◆ Input data:

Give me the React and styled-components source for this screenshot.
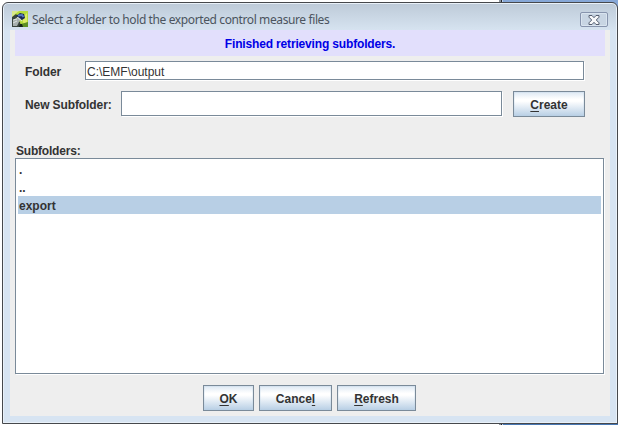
import React from "react";
import styled, { createGlobalStyle } from "styled-components";

const GlobalStyle = createGlobalStyle`
  * { box-sizing: border-box; }
  body { margin: 0; overflow: hidden; background: #fff; }
`;

const Desktop = styled.div`
  width: 618px;
  height: 425px;
  padding: 2px 0 1px 2px;
  background:
    linear-gradient(90deg, #fff 0 499px, #8a929b 499px 501px, #20242c 501px 502px, #bed0e8 502px 503px, #86a7d7 503px) 0 0 / 618px 8px no-repeat,
    linear-gradient(90deg, #fff 0 499px, #8a929b 499px 501px, #20242c 501px 502px, #bed0e8 502px 503px, #4878b4 503px) 0 417px / 618px 8px no-repeat,
    #fff;
  font: bold 12px/14px "Liberation Sans", Arial, sans-serif;
  color: #333;
`;

const Window = styled.div`
  height: 422px;
  display: flex;
  flex-direction: column;
  padding: 0 6px 7px;
  border: 1px solid #46484c;
  border-radius: 6px 6px 0 0;
  box-shadow: inset 0 0 0 1px #e9f1f9;
  background: linear-gradient(#bdcad8 0, #d6e3f0 27px, #d7e4f2 28px);
`;

const TitleBar = styled.header`
  flex: 0 0 27px;
  display: flex;
  align-items: center;
  padding: 5px 3px 0 3px;
`;

const Title = styled.span`
  flex: 1;
  margin-left: 4px;
  padding-top: 1px;
  font: 12px/16px "Noto Sans", "Open Sans", sans-serif;
  letter-spacing: ${(p) => p.$tracking}px;
  white-space: nowrap;
  color: #4b545e;
`;

const CloseButton = styled.button`
  display: flex;
  align-items: center;
  justify-content: center;
  width: 28px;
  height: 15px;
  margin-top: 1px;
  padding: 0;
  border: 1px solid #8794ad;
  border-radius: 2px;
  background: #c8d5e3;
  box-shadow: inset 0 0 0 1px #d9e4ef;
`;

const Content = styled.main`
  flex: 1;
  margin: 0 0 0 1px;
  width: 600px;
  padding: 0 5px;
  background: #eee;
`;

const Status = styled.div`
  height: 26px;
  line-height: 28px;
  text-align: center;
  background: #e2dffc;
  color: #0000e6;
  letter-spacing: -0.16px;
`;

const FormRow = styled.div`
  display: flex;
  align-items: flex-start;
  height: ${(p) => p.$height}px;
  margin-top: ${(p) => p.$gap}px;
  padding-left: 10px;
`;

const Label = styled.label`
  width: ${(p) => p.$width}px;
  line-height: ${(p) => p.$line}px;
  letter-spacing: -0.1px;
  white-space: nowrap;
`;

const TextInput = styled.input`
  width: ${(p) => p.$width}px;
  height: ${(p) => p.$height}px;
  padding: 2px 1px 0;
  border: 1px solid #7a8a99;
  border-radius: 0;
  outline: 0;
  box-shadow: 1px 1px 0 #fff;
  background: #fff;
  color: #333;
  font: 12px/15px "Liberation Sans", Arial, sans-serif;
`;

const Button = styled.button`
  width: ${(p) => p.$width}px;
  height: 26px;
  padding: 1px 0 0;
  border: 1px solid #7a8a99;
  background: linear-gradient(#dde8f3 0, #fff 30%, #fff 38%, #b8cfe5 100%);
  box-shadow: inset 0 0 0 1px rgba(184, 207, 229, 0.25);
  font: inherit;
  color: #333;
  u { text-underline-offset: 2px; text-decoration-thickness: 1px; text-decoration-skip-ink: none; }
`;

const InlineButton = styled(Button)`
  margin-left: 11px;
`;

const ListTitle = styled.div`
  margin-top: 27px;
  padding-left: 1px;
  letter-spacing: -0.2px;
`;

const List = styled.ul`
  list-style: none;
  width: 589px;
  height: 216px;
  margin: 0;
  padding: 1px 2px;
  border: 1px solid #7a8a99;
  box-shadow: 1px 1px 0 #fff;
  background: #fff;
`;

const ListItem = styled.li`
  height: 18px;
  padding-left: 1px;
  line-height: 20px;
  background: ${(p) => (p.$selected ? "#b8cfe5" : "transparent")};
`;

const Actions = styled.footer`
  display: flex;
  gap: 5px;
  margin: 11px 0 0 188px;
`;

function AppIcon() {
  return (
    <svg width="16" height="16" viewBox="0 0 16 16">
      <rect width="16" height="16" fill="#b5dc3c" />
      <path d="M0 0h7L3 3 0 7z" fill="#d9e88c" />
      <path d="M10 7l5-5v9l-3 3z" fill="#dcec68" />
      <path d="M0 6l4-3 2 2-2 3 4 3 1 5H0z" fill="#39443c" />
      <path d="M9 13l7-2v5H8z" fill="#5c8f22" />
      <path d="M4 5l4-3 4 1 1 4-3 2-4-2z" fill="#182854" />
      <path d="M6 4.5l4-.5 1.5 2" stroke="#5579c4" strokeWidth="2" fill="none" />
      <path d="M1 15l0-6 5-3 3 2-2 3-2 4z" fill="#a6afad" />
      <path d="M1 9l4-1M1 12l4-2M5 6l5 4" stroke="#e3e8e5" strokeWidth=".9" />
      <path d="M8 13l2 0 1 3H7z" fill="#14251a" />
    </svg>
  );
}

function CloseIcon() {
  return (
    <svg width="12" height="10" viewBox="0 0 12 10">
      <path d="M1 .5h3L6 2.7 8 .5h3v1.7L8.3 5 11 7.8v1.7H8L6 7.3 4 9.5H1V7.8L3.7 5 1 2.2z" fill="#f7f8fa" stroke="#555e70" strokeWidth="1" />
    </svg>
  );
}

export default function App() {
  return (
    <Desktop>
      <GlobalStyle />
      <Window>
        <TitleBar>
          <AppIcon />
          <Title $tracking={-0.39}>Select a folder to hold the exported control measure files</Title>
          <CloseButton aria-label="Close"><CloseIcon /></CloseButton>
        </TitleBar>
        <Content>
          <Status>Finished retrieving subfolders.</Status>
          <FormRow $height={19} $gap={5}>
            <Label $width={60} $line={22} htmlFor="folder">Folder</Label>
            <TextInput id="folder" $width={499} $height={19} defaultValue="C:\EMF\output" />
          </FormRow>
          <FormRow $height={26} $gap={11}>
            <Label $width={96} $line={28} htmlFor="subfolder">New Subfolder:</Label>
            <TextInput id="subfolder" $width={381} $height={25} />
            <InlineButton $width={72}><u>C</u>reate</InlineButton>
          </FormRow>
          <ListTitle>Subfolders:</ListTitle>
          <List>
            <ListItem>.</ListItem>
            <ListItem>..</ListItem>
            <ListItem $selected>export</ListItem>
          </List>
          <Actions>
            <Button $width={51}><u>O</u>K</Button>
            <Button $width={73}>Cance<u>l</u></Button>
            <Button $width={79}><u>R</u>efresh</Button>
          </Actions>
        </Content>
      </Window>
    </Desktop>
  );
}
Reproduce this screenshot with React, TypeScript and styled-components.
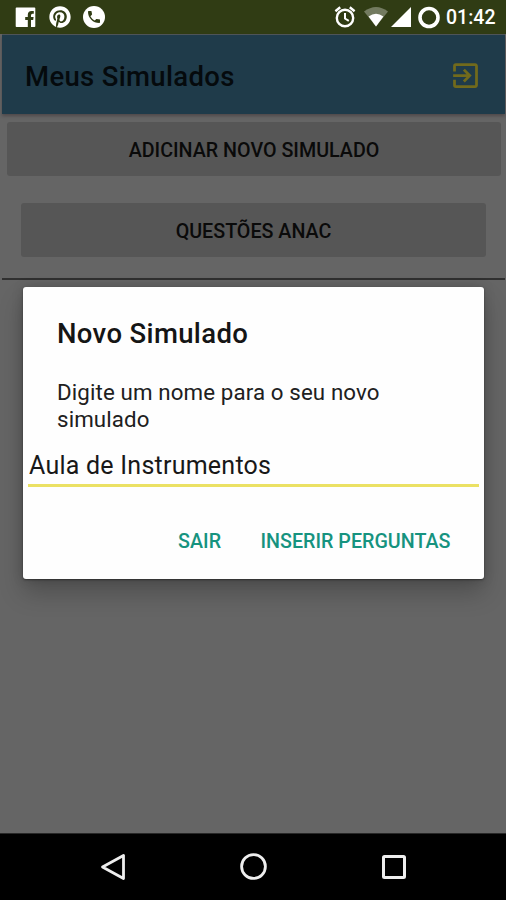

◆ Exercise prompt: Repeat the records word for word. Any picture in them should be left out.

◆ Written response:
Give me the React and styled-components source for this screenshot.
import React from "react";
import styled, { createGlobalStyle } from "styled-components";

const GlobalStyle = createGlobalStyle`
  * { box-sizing: border-box; }
  body { margin: 0; overflow: hidden; background: #fff; }
`;

const Desktop = styled.div`
  width: 618px;
  height: 425px;
  padding: 2px 0 1px 2px;
  background:
    linear-gradient(90deg, #fff 0 499px, #8a929b 499px 501px, #20242c 501px 502px, #bed0e8 502px 503px, #86a7d7 503px) 0 0 / 618px 8px no-repeat,
    linear-gradient(90deg, #fff 0 499px, #8a929b 499px 501px, #20242c 501px 502px, #bed0e8 502px 503px, #4878b4 503px) 0 417px / 618px 8px no-repeat,
    #fff;
  font: bold 12px/14px "Liberation Sans", Arial, sans-serif;
  color: #333;
`;

const Window = styled.div`
  height: 422px;
  display: flex;
  flex-direction: column;
  padding: 0 6px 7px;
  border: 1px solid #46484c;
  border-radius: 6px 6px 0 0;
  box-shadow: inset 0 0 0 1px #e9f1f9;
  background: linear-gradient(#bdcad8 0, #d6e3f0 27px, #d7e4f2 28px);
`;

const TitleBar = styled.header`
  flex: 0 0 27px;
  display: flex;
  align-items: center;
  padding: 5px 3px 0 3px;
`;

const Title = styled.span`
  flex: 1;
  margin-left: 4px;
  padding-top: 1px;
  font: 12px/16px "Noto Sans", "Open Sans", sans-serif;
  letter-spacing: ${(p) => p.$tracking}px;
  white-space: nowrap;
  color: #4b545e;
`;

const CloseButton = styled.button`
  display: flex;
  align-items: center;
  justify-content: center;
  width: 28px;
  height: 15px;
  margin-top: 1px;
  padding: 0;
  border: 1px solid #8794ad;
  border-radius: 2px;
  background: #c8d5e3;
  box-shadow: inset 0 0 0 1px #d9e4ef;
`;

const Content = styled.main`
  flex: 1;
  margin: 0 0 0 1px;
  width: 600px;
  padding: 0 5px;
  background: #eee;
`;

const Status = styled.div`
  height: 26px;
  line-height: 28px;
  text-align: center;
  background: #e2dffc;
  color: #0000e6;
  letter-spacing: -0.16px;
`;

const FormRow = styled.div`
  display: flex;
  align-items: flex-start;
  height: ${(p) => p.$height}px;
  margin-top: ${(p) => p.$gap}px;
  padding-left: 10px;
`;

const Label = styled.label`
  width: ${(p) => p.$width}px;
  line-height: ${(p) => p.$line}px;
  letter-spacing: -0.1px;
  white-space: nowrap;
`;

const TextInput = styled.input`
  width: ${(p) => p.$width}px;
  height: ${(p) => p.$height}px;
  padding: 2px 1px 0;
  border: 1px solid #7a8a99;
  border-radius: 0;
  outline: 0;
  box-shadow: 1px 1px 0 #fff;
  background: #fff;
  color: #333;
  font: 12px/15px "Liberation Sans", Arial, sans-serif;
`;

const Button = styled.button`
  width: ${(p) => p.$width}px;
  height: 26px;
  padding: 1px 0 0;
  border: 1px solid #7a8a99;
  background: linear-gradient(#dde8f3 0, #fff 30%, #fff 38%, #b8cfe5 100%);
  box-shadow: inset 0 0 0 1px rgba(184, 207, 229, 0.25);
  font: inherit;
  color: #333;
  u { text-underline-offset: 2px; text-decoration-thickness: 1px; text-decoration-skip-ink: none; }
`;

const InlineButton = styled(Button)`
  margin-left: 11px;
`;

const ListTitle = styled.div`
  margin-top: 27px;
  padding-left: 1px;
  letter-spacing: -0.2px;
`;

const List = styled.ul`
  list-style: none;
  width: 589px;
  height: 216px;
  margin: 0;
  padding: 1px 2px;
  border: 1px solid #7a8a99;
  box-shadow: 1px 1px 0 #fff;
  background: #fff;
`;

const ListItem = styled.li`
  height: 18px;
  padding-left: 1px;
  line-height: 20px;
  background: ${(p) => (p.$selected ? "#b8cfe5" : "transparent")};
`;

const Actions = styled.footer`
  display: flex;
  gap: 5px;
  margin: 11px 0 0 188px;
`;

function AppIcon() {
  return (
    <svg width="16" height="16" viewBox="0 0 16 16">
      <rect width="16" height="16" fill="#b5dc3c" />
      <path d="M0 0h7L3 3 0 7z" fill="#d9e88c" />
      <path d="M10 7l5-5v9l-3 3z" fill="#dcec68" />
      <path d="M0 6l4-3 2 2-2 3 4 3 1 5H0z" fill="#39443c" />
      <path d="M9 13l7-2v5H8z" fill="#5c8f22" />
      <path d="M4 5l4-3 4 1 1 4-3 2-4-2z" fill="#182854" />
      <path d="M6 4.5l4-.5 1.5 2" stroke="#5579c4" strokeWidth="2" fill="none" />
      <path d="M1 15l0-6 5-3 3 2-2 3-2 4z" fill="#a6afad" />
      <path d="M1 9l4-1M1 12l4-2M5 6l5 4" stroke="#e3e8e5" strokeWidth=".9" />
      <path d="M8 13l2 0 1 3H7z" fill="#14251a" />
    </svg>
  );
}

function CloseIcon() {
  return (
    <svg width="12" height="10" viewBox="0 0 12 10">
      <path d="M1 .5h3L6 2.7 8 .5h3v1.7L8.3 5 11 7.8v1.7H8L6 7.3 4 9.5H1V7.8L3.7 5 1 2.2z" fill="#f7f8fa" stroke="#555e70" strokeWidth="1" />
    </svg>
  );
}

export default function App() {
  return (
    <Desktop>
      <GlobalStyle />
      <Window>
        <TitleBar>
          <AppIcon />
          <Title $tracking={-0.39}>Select a folder to hold the exported control measure files</Title>
          <CloseButton aria-label="Close"><CloseIcon /></CloseButton>
        </TitleBar>
        <Content>
          <Status>Finished retrieving subfolders.</Status>
          <FormRow $height={19} $gap={5}>
            <Label $width={60} $line={22} htmlFor="folder">Folder</Label>
            <TextInput id="folder" $width={499} $height={19} defaultValue="C:\EMF\output" />
          </FormRow>
          <FormRow $height={26} $gap={11}>
            <Label $width={96} $line={28} htmlFor="subfolder">New Subfolder:</Label>
            <TextInput id="subfolder" $width={381} $height={25} />
            <InlineButton $width={72}><u>C</u>reate</InlineButton>
          </FormRow>
          <ListTitle>Subfolders:</ListTitle>
          <List>
            <ListItem>.</ListItem>
            <ListItem>..</ListItem>
            <ListItem $selected>export</ListItem>
          </List>
          <Actions>
            <Button $width={51}><u>O</u>K</Button>
            <Button $width={73}>Cance<u>l</u></Button>
            <Button $width={79}><u>R</u>efresh</Button>
          </Actions>
        </Content>
      </Window>
    </Desktop>
  );
}
Reproduce this screenshot with React, TypeScript and styled-components.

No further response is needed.